3.Representations and Warranties of Investors. Each Investor, for that Investor alone, represents and warrants to the Company upon the acquisition of a Security as follows:
(a)Binding Obligation. Such Investor has full legal capacity, power and authority to execute and deliver this Agreement and to perform its obligations hereunder. This Agreement and the Transaction Documents constitute valid and binding obligations of such Investor, enforceable in accordance with their terms, except as limited by bankruptcy, insolvency or other laws of general application relating to or affecting the enforcement of creditors’ rights generally and general principles of equity.
(b)Securities Law Compliance. Such Investor has been advised that the Securities and the underlying securities have not been registered under the Securities Act of 1933, as amended (the “Securities Act”), or any state securities laws and, therefore, cannot be resold unless they are registered under the Securities Act and applicable state securities laws or unless an exemption from such registration requirements is available. Such Investor has not been formed solely for the purpose of making this investment and is purchasing the Securities to be acquired by such Investor hereunder for its own account for investment, not as a nominee or agent, and not with a view to, or for resale in connection with, the distribution thereof, and Investor has no present intention of selling, granting any participation in, or otherwise distributing the same. Such Investor has such knowledge and experience in financial and business matters that such Investor is capable of evaluating the merits and risks of such investment, is able to incur a complete loss of such investment without impairing such Investor’s financial condition and is able to bear the economic risk of such investment for an indefinite period of time.
(c)Access to Information. Such Investor has received, read carefully and understands this Agreement and the Securities and all exhibits hereto and thereto and has consulted its own attorney, accountant and/or investment advisor with respect to the transactions contemplated hereby and thereby and its suitability for such Investor. The Company has made available to such Investor, prior to the purchase of the Securities, all Public Filings filed under the SEC, and Investor has had the opportunity to ask questions of and receive answers from management of the Company concerning the terms and conditions of this Agreement and the Securities and to obtain any additional information necessary to verify information contained in the Agreement, the Securities or otherwise related to the financial data and business of the Company, to the extent that such parties possess such information or can acquire it without unreasonable effort or expense, and all such questions, if asked, have been answered satisfactorily and all such documents, if requested, have been found to be satisfactory. The foregoing shall not limit the Company’s representations and warranties or such Investor’s right to rely thereon.

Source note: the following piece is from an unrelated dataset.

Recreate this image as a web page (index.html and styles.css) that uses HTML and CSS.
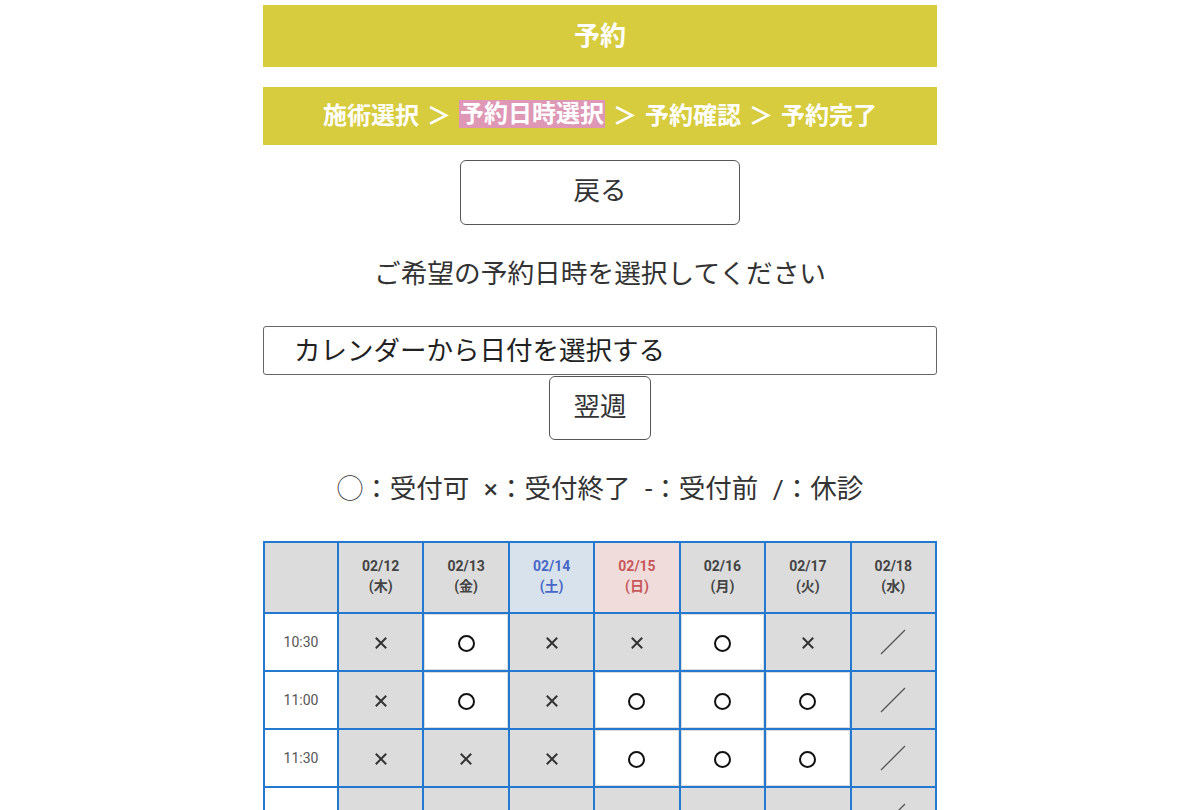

(d)Acknowledgement of Risks. Such Investor is aware and acknowledges that (a) the Company has no operating history, and there is a high degree of risk that the Company will be unable to execute its business strategy successfully; (b) the Securities involve a substantial degree of risk of loss of its entire investment; (c) such Investor, in purchasing the Securities, is relying solely upon the advice of such Investor’s tax advisor with respect to the tax aspects of purchasing the Securities; and (d) because there are substantial restrictions on the transferability of the Securities it may not be possible for such Investor to liquidate its investment readily. . Investor has reviewed the Risk Factors and other information referenced in the 10-K, the 10-Q and the Public Filings.
(e)Accredited Investor. Such Investor (a) is an “accredited investor” within the meaning of Rule 501(a) of Regulation D promulgated under the Securities Act, and (b) maintains its domicile, and is not merely a transient or temporary resident, at the address shown on the signature page hereof.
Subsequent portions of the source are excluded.